* Begin GIVEN MATERIAL *

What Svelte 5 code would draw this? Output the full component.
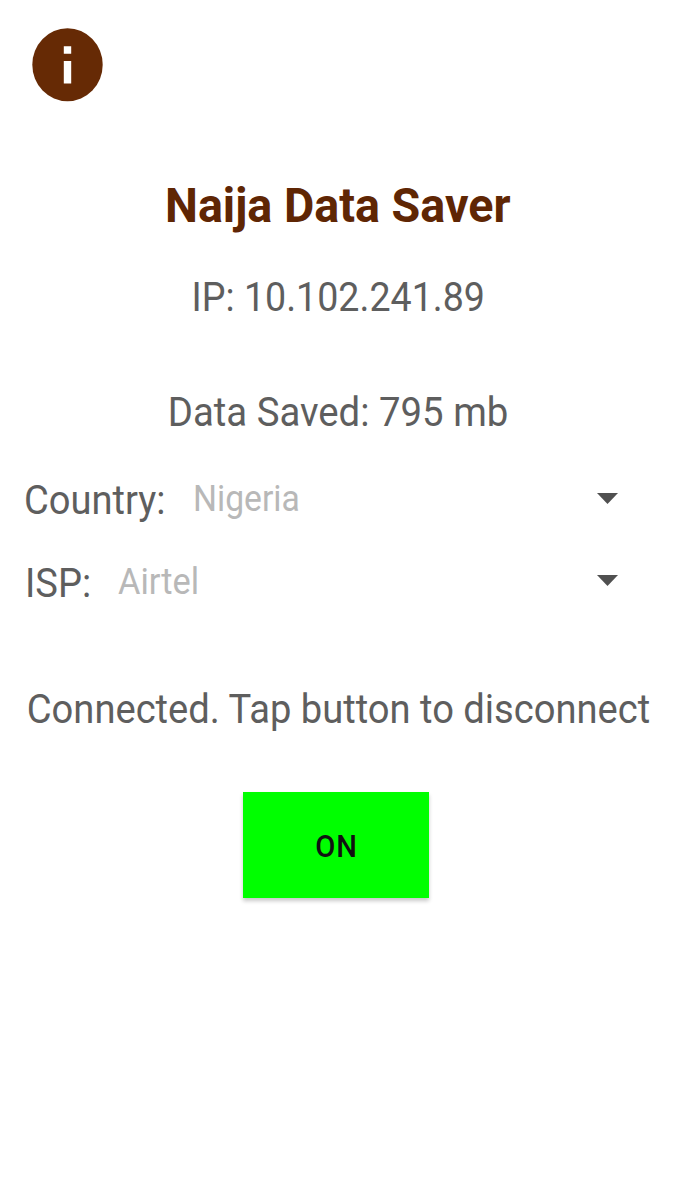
<script>
  const ip = '10.102.241.89';
  const saved = 795;
  const fields = [
    { name: 'Country', value: 'Nigeria', indent: 0, gap: 19.5, squeeze: 0.935 },
    { name: 'ISP', value: 'Airtel', indent: 1, gap: 23.3, squeeze: 0.955 }
  ];
</script>

<main>
  <header>
    <svg class="info" viewBox="0 0 71 74" role="img" aria-label="Information">
      <ellipse cx="35.5" cy="36.8" rx="35.2" ry="36.5" fill="#662a05" />
      <path fill="#fff" d="M31.8 18.2h7.4v7.6h-7.4zM31.8 33h7.4v22.4h-7.4z" />
    </svg>
  </header>
  <h1>Naija Data Saver</h1>
  <p class="ip">IP: {ip}</p>
  <p class="saved">Data Saved: {saved} mb</p>
  <section>
    {#each fields as f}
      <div class="row" style="padding-left: {f.indent}px">
        <span class="label">{f.name}:</span>
        <span class="value" style="margin-left: {f.gap}px; transform: scaleX({f.squeeze})">{f.value}</span>
        <svg class="arrow" viewBox="0 0 21 11"><path d="M0 0h21L10.5 11z" fill="#505050" /></svg>
      </div>
    {/each}
  </section>
  <p class="status">Connected. Tap button to disconnect</p>
  <button><span>ON</span></button>
</main>

<style>
  :global(body) { background: #fff; }
  main {
    box-sizing: border-box; width: 675px; height: 1200px; padding-top: 28px;
    display: flex; flex-direction: column; align-items: center;
    font-family: Roboto, sans-serif; color: #5e5e5e; overflow: hidden;
  }
  header { align-self: stretch; padding-left: 32px; height: 74px; }
  .info { display: block; width: 71px; height: 74px; }
  h1, p { margin: 0; white-space: nowrap; font-size: 40.3px; line-height: 50px; font-weight: 400; }
  h1 { margin-top: 79px; font-size: 48px; font-weight: 700; color: #5f2604; transform: scaleX(.972); }
  .ip { margin: 42px 0 0 2px; transform: scaleX(.933); }
  .saved { margin: 65px 0 0 1px; transform: scaleX(.951); }
  section { align-self: stretch; margin-top: 21px; padding: 0 57px 0 24px; }
  .row { display: flex; align-items: center; height: 82.5px; }
  .row + .row .label { padding-top: 1px; }
  .label { font-size: 40.3px; transform: scaleX(.945); transform-origin: left; }
  .value { font-size: 36px; color: #b8b8b8; flex: 1; transform-origin: left; padding-bottom: 2px; }
  .arrow { width: 21px; height: 11px; margin-bottom: 4px; }
  .status { margin: 61px 0 0 2px; transform: scaleX(.946); }
  button {
    margin: 57px 0 0 -3px; width: 186px; height: 106px; padding: 0; border: 0;
    background: #0f0; color: #111; font: 500 31px Roboto, sans-serif;
    box-shadow: 0 3px 4px rgba(0,0,0,.22);
  }
  button span { display: inline-block; letter-spacing: .8px; margin-right: -.8px; transform: scaleX(.94); padding-top: 2px; }
</style>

* End GIVEN MATERIAL *

■ PROBLEM DESCRIPTION ■
The material above holds pictures; copy everything else in it exactly.

■ ANSWER FOR THIS EXERCISE ■
What Svelte 5 code would draw this? Output the full component.
<script>
  const ip = '10.102.241.89';
  const saved = 795;
  const fields = [
    { name: 'Country', value: 'Nigeria', indent: 0, gap: 19.5, squeeze: 0.935 },
    { name: 'ISP', value: 'Airtel', indent: 1, gap: 23.3, squeeze: 0.955 }
  ];
</script>

<main>
  <header>
    <svg class="info" viewBox="0 0 71 74" role="img" aria-label="Information">
      <ellipse cx="35.5" cy="36.8" rx="35.2" ry="36.5" fill="#662a05" />
      <path fill="#fff" d="M31.8 18.2h7.4v7.6h-7.4zM31.8 33h7.4v22.4h-7.4z" />
    </svg>
  </header>
  <h1>Naija Data Saver</h1>
  <p class="ip">IP: {ip}</p>
  <p class="saved">Data Saved: {saved} mb</p>
  <section>
    {#each fields as f}
      <div class="row" style="padding-left: {f.indent}px">
        <span class="label">{f.name}:</span>
        <span class="value" style="margin-left: {f.gap}px; transform: scaleX({f.squeeze})">{f.value}</span>
        <svg class="arrow" viewBox="0 0 21 11"><path d="M0 0h21L10.5 11z" fill="#505050" /></svg>
      </div>
    {/each}
  </section>
  <p class="status">Connected. Tap button to disconnect</p>
  <button><span>ON</span></button>
</main>

<style>
  :global(body) { background: #fff; }
  main {
    box-sizing: border-box; width: 675px; height: 1200px; padding-top: 28px;
    display: flex; flex-direction: column; align-items: center;
    font-family: Roboto, sans-serif; color: #5e5e5e; overflow: hidden;
  }
  header { align-self: stretch; padding-left: 32px; height: 74px; }
  .info { display: block; width: 71px; height: 74px; }
  h1, p { margin: 0; white-space: nowrap; font-size: 40.3px; line-height: 50px; font-weight: 400; }
  h1 { margin-top: 79px; font-size: 48px; font-weight: 700; color: #5f2604; transform: scaleX(.972); }
  .ip { margin: 42px 0 0 2px; transform: scaleX(.933); }
  .saved { margin: 65px 0 0 1px; transform: scaleX(.951); }
  section { align-self: stretch; margin-top: 21px; padding: 0 57px 0 24px; }
  .row { display: flex; align-items: center; height: 82.5px; }
  .row + .row .label { padding-top: 1px; }
  .label { font-size: 40.3px; transform: scaleX(.945); transform-origin: left; }
  .value { font-size: 36px; color: #b8b8b8; flex: 1; transform-origin: left; padding-bottom: 2px; }
  .arrow { width: 21px; height: 11px; margin-bottom: 4px; }
  .status { margin: 61px 0 0 2px; transform: scaleX(.946); }
  button {
    margin: 57px 0 0 -3px; width: 186px; height: 106px; padding: 0; border: 0;
    background: #0f0; color: #111; font: 500 31px Roboto, sans-serif;
    box-shadow: 0 3px 4px rgba(0,0,0,.22);
  }
  button span { display: inline-block; letter-spacing: .8px; margin-right: -.8px; transform: scaleX(.94); padding-top: 2px; }
</style>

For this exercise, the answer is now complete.